'''

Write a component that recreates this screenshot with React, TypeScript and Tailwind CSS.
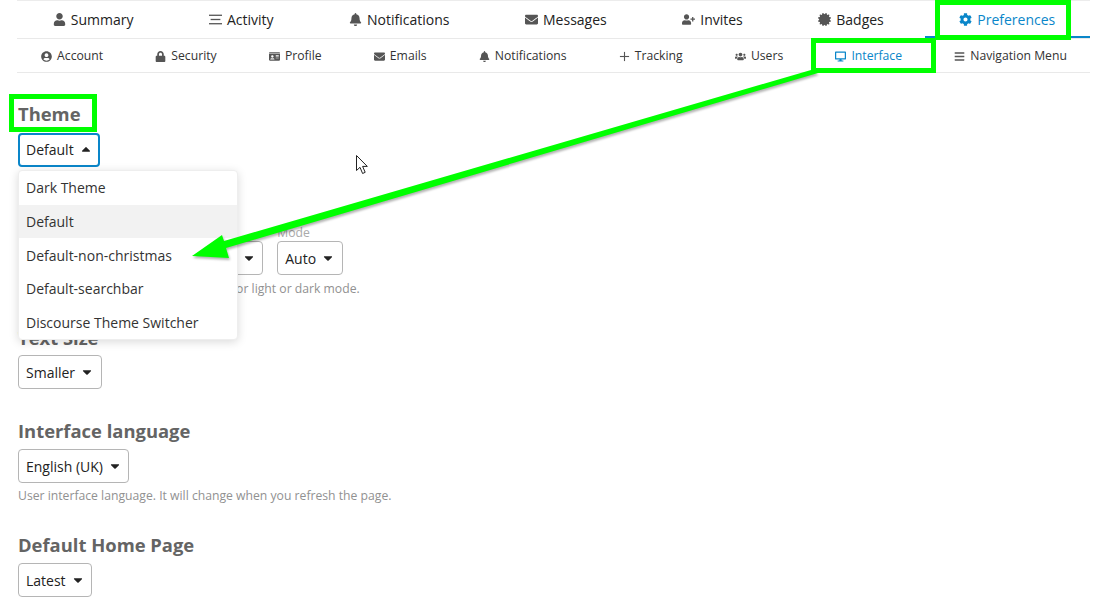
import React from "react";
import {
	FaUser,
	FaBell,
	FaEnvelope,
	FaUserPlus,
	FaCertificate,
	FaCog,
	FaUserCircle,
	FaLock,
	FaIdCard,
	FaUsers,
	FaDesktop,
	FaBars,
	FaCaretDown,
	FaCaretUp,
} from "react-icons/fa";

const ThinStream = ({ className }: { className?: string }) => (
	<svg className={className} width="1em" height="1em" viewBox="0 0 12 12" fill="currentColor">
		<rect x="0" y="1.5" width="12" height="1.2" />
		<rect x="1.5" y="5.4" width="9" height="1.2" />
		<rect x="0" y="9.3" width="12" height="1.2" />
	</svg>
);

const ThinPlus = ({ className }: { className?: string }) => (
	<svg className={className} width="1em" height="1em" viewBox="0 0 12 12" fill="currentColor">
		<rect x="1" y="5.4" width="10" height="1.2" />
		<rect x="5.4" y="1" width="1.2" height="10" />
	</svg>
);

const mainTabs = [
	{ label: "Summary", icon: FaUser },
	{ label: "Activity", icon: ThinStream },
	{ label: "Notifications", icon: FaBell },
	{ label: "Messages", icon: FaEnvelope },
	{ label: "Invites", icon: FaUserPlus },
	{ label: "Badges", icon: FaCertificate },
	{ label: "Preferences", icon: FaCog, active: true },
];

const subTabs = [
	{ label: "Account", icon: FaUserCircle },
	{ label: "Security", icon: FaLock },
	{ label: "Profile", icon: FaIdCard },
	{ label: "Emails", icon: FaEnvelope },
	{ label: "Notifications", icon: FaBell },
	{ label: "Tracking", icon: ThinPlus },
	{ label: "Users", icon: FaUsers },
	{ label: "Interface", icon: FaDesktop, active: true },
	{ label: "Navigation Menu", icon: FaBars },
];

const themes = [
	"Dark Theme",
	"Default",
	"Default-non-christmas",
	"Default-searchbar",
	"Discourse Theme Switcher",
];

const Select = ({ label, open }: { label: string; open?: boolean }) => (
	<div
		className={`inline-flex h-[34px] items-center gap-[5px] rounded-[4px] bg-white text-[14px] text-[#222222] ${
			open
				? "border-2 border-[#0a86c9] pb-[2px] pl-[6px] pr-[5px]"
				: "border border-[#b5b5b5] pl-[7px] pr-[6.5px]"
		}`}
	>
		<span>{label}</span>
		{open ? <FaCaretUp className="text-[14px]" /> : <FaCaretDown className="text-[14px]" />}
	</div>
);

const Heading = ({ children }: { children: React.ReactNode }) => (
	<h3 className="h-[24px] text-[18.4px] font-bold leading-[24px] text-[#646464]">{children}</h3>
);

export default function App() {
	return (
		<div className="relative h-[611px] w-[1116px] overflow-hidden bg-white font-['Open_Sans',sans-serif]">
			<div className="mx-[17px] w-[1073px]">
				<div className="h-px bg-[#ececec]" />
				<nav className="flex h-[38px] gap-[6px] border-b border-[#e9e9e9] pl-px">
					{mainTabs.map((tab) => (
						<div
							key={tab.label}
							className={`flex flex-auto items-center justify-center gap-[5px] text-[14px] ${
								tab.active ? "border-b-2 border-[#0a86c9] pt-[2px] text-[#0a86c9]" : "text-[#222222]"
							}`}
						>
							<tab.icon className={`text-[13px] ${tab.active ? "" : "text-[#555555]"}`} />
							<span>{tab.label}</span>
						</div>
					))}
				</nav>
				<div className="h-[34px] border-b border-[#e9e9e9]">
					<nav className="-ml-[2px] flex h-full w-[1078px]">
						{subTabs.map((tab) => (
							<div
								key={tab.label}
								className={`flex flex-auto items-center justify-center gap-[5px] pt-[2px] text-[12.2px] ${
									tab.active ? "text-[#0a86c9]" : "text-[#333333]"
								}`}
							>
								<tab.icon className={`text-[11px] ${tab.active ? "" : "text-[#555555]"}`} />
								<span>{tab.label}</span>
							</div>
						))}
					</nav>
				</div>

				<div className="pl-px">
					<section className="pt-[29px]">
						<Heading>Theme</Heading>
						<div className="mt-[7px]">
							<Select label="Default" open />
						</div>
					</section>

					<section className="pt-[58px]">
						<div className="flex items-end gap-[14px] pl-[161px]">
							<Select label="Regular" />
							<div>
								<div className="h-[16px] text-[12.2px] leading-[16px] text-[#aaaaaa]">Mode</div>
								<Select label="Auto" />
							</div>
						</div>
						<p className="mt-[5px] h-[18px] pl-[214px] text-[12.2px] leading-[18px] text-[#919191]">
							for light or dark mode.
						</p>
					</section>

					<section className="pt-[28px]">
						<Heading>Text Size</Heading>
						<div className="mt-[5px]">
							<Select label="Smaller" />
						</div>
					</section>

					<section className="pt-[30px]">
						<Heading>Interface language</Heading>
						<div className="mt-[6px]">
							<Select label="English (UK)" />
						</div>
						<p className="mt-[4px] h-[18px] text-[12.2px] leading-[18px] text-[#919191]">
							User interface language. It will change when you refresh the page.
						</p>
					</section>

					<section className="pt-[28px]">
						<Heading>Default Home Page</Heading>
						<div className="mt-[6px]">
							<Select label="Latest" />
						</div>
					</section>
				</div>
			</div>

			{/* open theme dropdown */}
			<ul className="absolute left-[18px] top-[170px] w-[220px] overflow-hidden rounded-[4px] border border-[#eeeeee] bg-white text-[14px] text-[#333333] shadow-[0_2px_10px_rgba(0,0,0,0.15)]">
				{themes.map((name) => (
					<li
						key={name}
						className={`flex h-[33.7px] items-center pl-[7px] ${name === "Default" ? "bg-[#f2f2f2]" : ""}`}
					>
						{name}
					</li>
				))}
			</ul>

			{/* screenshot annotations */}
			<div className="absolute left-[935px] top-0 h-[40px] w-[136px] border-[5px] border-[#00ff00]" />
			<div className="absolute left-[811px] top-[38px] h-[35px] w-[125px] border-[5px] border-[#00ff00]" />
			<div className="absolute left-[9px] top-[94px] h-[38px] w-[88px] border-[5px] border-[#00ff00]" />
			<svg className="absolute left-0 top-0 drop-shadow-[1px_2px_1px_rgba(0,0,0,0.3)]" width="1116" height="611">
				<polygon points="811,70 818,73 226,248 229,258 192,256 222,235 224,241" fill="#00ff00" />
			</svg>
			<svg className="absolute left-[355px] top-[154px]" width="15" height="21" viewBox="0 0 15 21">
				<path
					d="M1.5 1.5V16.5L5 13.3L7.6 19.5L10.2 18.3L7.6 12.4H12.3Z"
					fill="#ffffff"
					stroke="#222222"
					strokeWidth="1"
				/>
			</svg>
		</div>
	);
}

'''

Print the listing above in full, exactly as written. Omit any pictures.

### IN RESPONSE
Write a component that recreates this screenshot with React, TypeScript and Tailwind CSS.
import React from "react";
import {
	FaUser,
	FaBell,
	FaEnvelope,
	FaUserPlus,
	FaCertificate,
	FaCog,
	FaUserCircle,
	FaLock,
	FaIdCard,
	FaUsers,
	FaDesktop,
	FaBars,
	FaCaretDown,
	FaCaretUp,
} from "react-icons/fa";

const ThinStream = ({ className }: { className?: string }) => (
	<svg className={className} width="1em" height="1em" viewBox="0 0 12 12" fill="currentColor">
		<rect x="0" y="1.5" width="12" height="1.2" />
		<rect x="1.5" y="5.4" width="9" height="1.2" />
		<rect x="0" y="9.3" width="12" height="1.2" />
	</svg>
);

const ThinPlus = ({ className }: { className?: string }) => (
	<svg className={className} width="1em" height="1em" viewBox="0 0 12 12" fill="currentColor">
		<rect x="1" y="5.4" width="10" height="1.2" />
		<rect x="5.4" y="1" width="1.2" height="10" />
	</svg>
);

const mainTabs = [
	{ label: "Summary", icon: FaUser },
	{ label: "Activity", icon: ThinStream },
	{ label: "Notifications", icon: FaBell },
	{ label: "Messages", icon: FaEnvelope },
	{ label: "Invites", icon: FaUserPlus },
	{ label: "Badges", icon: FaCertificate },
	{ label: "Preferences", icon: FaCog, active: true },
];

const subTabs = [
	{ label: "Account", icon: FaUserCircle },
	{ label: "Security", icon: FaLock },
	{ label: "Profile", icon: FaIdCard },
	{ label: "Emails", icon: FaEnvelope },
	{ label: "Notifications", icon: FaBell },
	{ label: "Tracking", icon: ThinPlus },
	{ label: "Users", icon: FaUsers },
	{ label: "Interface", icon: FaDesktop, active: true },
	{ label: "Navigation Menu", icon: FaBars },
];

const themes = [
	"Dark Theme",
	"Default",
	"Default-non-christmas",
	"Default-searchbar",
	"Discourse Theme Switcher",
];

const Select = ({ label, open }: { label: string; open?: boolean }) => (
	<div
		className={`inline-flex h-[34px] items-center gap-[5px] rounded-[4px] bg-white text-[14px] text-[#222222] ${
			open
				? "border-2 border-[#0a86c9] pb-[2px] pl-[6px] pr-[5px]"
				: "border border-[#b5b5b5] pl-[7px] pr-[6.5px]"
		}`}
	>
		<span>{label}</span>
		{open ? <FaCaretUp className="text-[14px]" /> : <FaCaretDown className="text-[14px]" />}
	</div>
);

const Heading = ({ children }: { children: React.ReactNode }) => (
	<h3 className="h-[24px] text-[18.4px] font-bold leading-[24px] text-[#646464]">{children}</h3>
);

export default function App() {
	return (
		<div className="relative h-[611px] w-[1116px] overflow-hidden bg-white font-['Open_Sans',sans-serif]">
			<div className="mx-[17px] w-[1073px]">
				<div className="h-px bg-[#ececec]" />
				<nav className="flex h-[38px] gap-[6px] border-b border-[#e9e9e9] pl-px">
					{mainTabs.map((tab) => (
						<div
							key={tab.label}
							className={`flex flex-auto items-center justify-center gap-[5px] text-[14px] ${
								tab.active ? "border-b-2 border-[#0a86c9] pt-[2px] text-[#0a86c9]" : "text-[#222222]"
							}`}
						>
							<tab.icon className={`text-[13px] ${tab.active ? "" : "text-[#555555]"}`} />
							<span>{tab.label}</span>
						</div>
					))}
				</nav>
				<div className="h-[34px] border-b border-[#e9e9e9]">
					<nav className="-ml-[2px] flex h-full w-[1078px]">
						{subTabs.map((tab) => (
							<div
								key={tab.label}
								className={`flex flex-auto items-center justify-center gap-[5px] pt-[2px] text-[12.2px] ${
									tab.active ? "text-[#0a86c9]" : "text-[#333333]"
								}`}
							>
								<tab.icon className={`text-[11px] ${tab.active ? "" : "text-[#555555]"}`} />
								<span>{tab.label}</span>
							</div>
						))}
					</nav>
				</div>

				<div className="pl-px">
					<section className="pt-[29px]">
						<Heading>Theme</Heading>
						<div className="mt-[7px]">
							<Select label="Default" open />
						</div>
					</section>

					<section className="pt-[58px]">
						<div className="flex items-end gap-[14px] pl-[161px]">
							<Select label="Regular" />
							<div>
								<div className="h-[16px] text-[12.2px] leading-[16px] text-[#aaaaaa]">Mode</div>
								<Select label="Auto" />
							</div>
						</div>
						<p className="mt-[5px] h-[18px] pl-[214px] text-[12.2px] leading-[18px] text-[#919191]">
							for light or dark mode.
						</p>
					</section>

					<section className="pt-[28px]">
						<Heading>Text Size</Heading>
						<div className="mt-[5px]">
							<Select label="Smaller" />
						</div>
					</section>

					<section className="pt-[30px]">
						<Heading>Interface language</Heading>
						<div className="mt-[6px]">
							<Select label="English (UK)" />
						</div>
						<p className="mt-[4px] h-[18px] text-[12.2px] leading-[18px] text-[#919191]">
							User interface language. It will change when you refresh the page.
						</p>
					</section>

					<section className="pt-[28px]">
						<Heading>Default Home Page</Heading>
						<div className="mt-[6px]">
							<Select label="Latest" />
						</div>
					</section>
				</div>
			</div>

			{/* open theme dropdown */}
			<ul className="absolute left-[18px] top-[170px] w-[220px] overflow-hidden rounded-[4px] border border-[#eeeeee] bg-white text-[14px] text-[#333333] shadow-[0_2px_10px_rgba(0,0,0,0.15)]">
				{themes.map((name) => (
					<li
						key={name}
						className={`flex h-[33.7px] items-center pl-[7px] ${name === "Default" ? "bg-[#f2f2f2]" : ""}`}
					>
						{name}
					</li>
				))}
			</ul>

			{/* screenshot annotations */}
			<div className="absolute left-[935px] top-0 h-[40px] w-[136px] border-[5px] border-[#00ff00]" />
			<div className="absolute left-[811px] top-[38px] h-[35px] w-[125px] border-[5px] border-[#00ff00]" />
			<div className="absolute left-[9px] top-[94px] h-[38px] w-[88px] border-[5px] border-[#00ff00]" />
			<svg className="absolute left-0 top-0 drop-shadow-[1px_2px_1px_rgba(0,0,0,0.3)]" width="1116" height="611">
				<polygon points="811,70 818,73 226,248 229,258 192,256 222,235 224,241" fill="#00ff00" />
			</svg>
			<svg className="absolute left-[355px] top-[154px]" width="15" height="21" viewBox="0 0 15 21">
				<path
					d="M1.5 1.5V16.5L5 13.3L7.6 19.5L10.2 18.3L7.6 12.4H12.3Z"
					fill="#ffffff"
					stroke="#222222"
					strokeWidth="1"
				/>
			</svg>
		</div>
	);
}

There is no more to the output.